You subtract 7 from 9 (to get 2) and go right.
Since 2 < 4 (the left child of 12), you go left.
You are at the leaf node corresponding to the third bucket. You now need to pick the second element in that bucket.
If you have to add a new bucket, you double the size of your tree (if needed) by adding a new root, making the existing tree the left child and add a new tree with all zero buckets except the one you added (which we be the leftmost leaf of the new tree). This will be amortized O(1) time for adding a new value to the tree. Caveat is you can only add a bucket at the end, and not anywhere in the middle.
Getting the total count is O(1).
Updating single bucket/lookup of item are O(logn).
Adding new bucket is amortized O(1).
Space usage is O(n).
Instead of a binary tree, you can probably do the same with a B-Tree.
I still hope for answers, however here is what I could come up so far, following #Moron suggestion.
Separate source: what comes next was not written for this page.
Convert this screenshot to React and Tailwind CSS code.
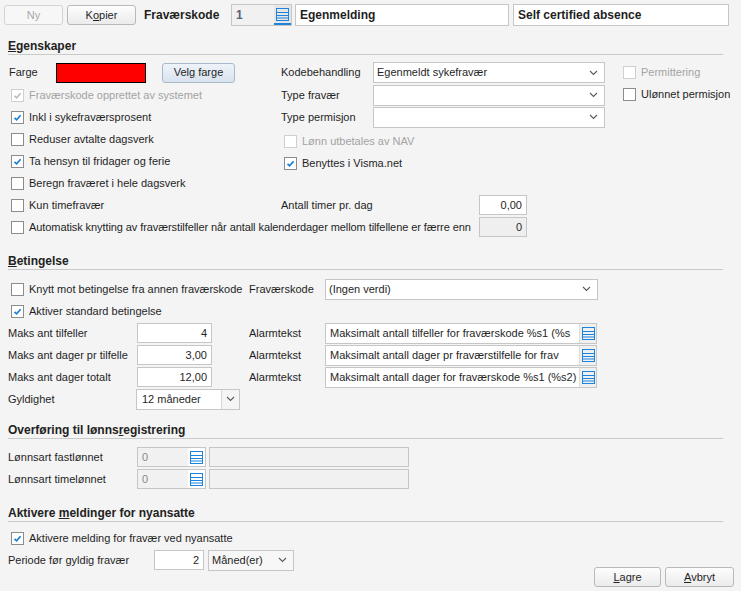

Apparently my little Fenwick Tree idea cannot be easily adapted. It's easy to append new buckets at the end of the fenwick tree, but not in it the middle, so it's kind of a lost cause.
We're left with 2 data structures: Binary Indexed Trees (ironically the very name Fenwick used to describe his structure) and Ranked Skip List.
Typically, this does not separate the data from the index, however we can get this behavior by:
Use indirection: the element held by the node is a pointer to a bucket, not the bucket itself
Use pool allocation so that the index elements, even though allocated independently from one another, are still close in memory which shall helps the cache
I tend to prefer Skip Lists to Binary Trees because they are self-organizing, so I'm spared the trouble of constantly re-balancing my tree.
These structures would allow to get to the ith element in O(log N), I don't know if it's possible to get faster asymptotic performance.
Another interesting implementation detail is I have a pointer to this element, but others might have been inserted/removed, how do I know the rank of my element now?
It's possible if the bucket points back to the node that owns it. But this means that either the node should not move or it should update the bucket's pointer when moved around.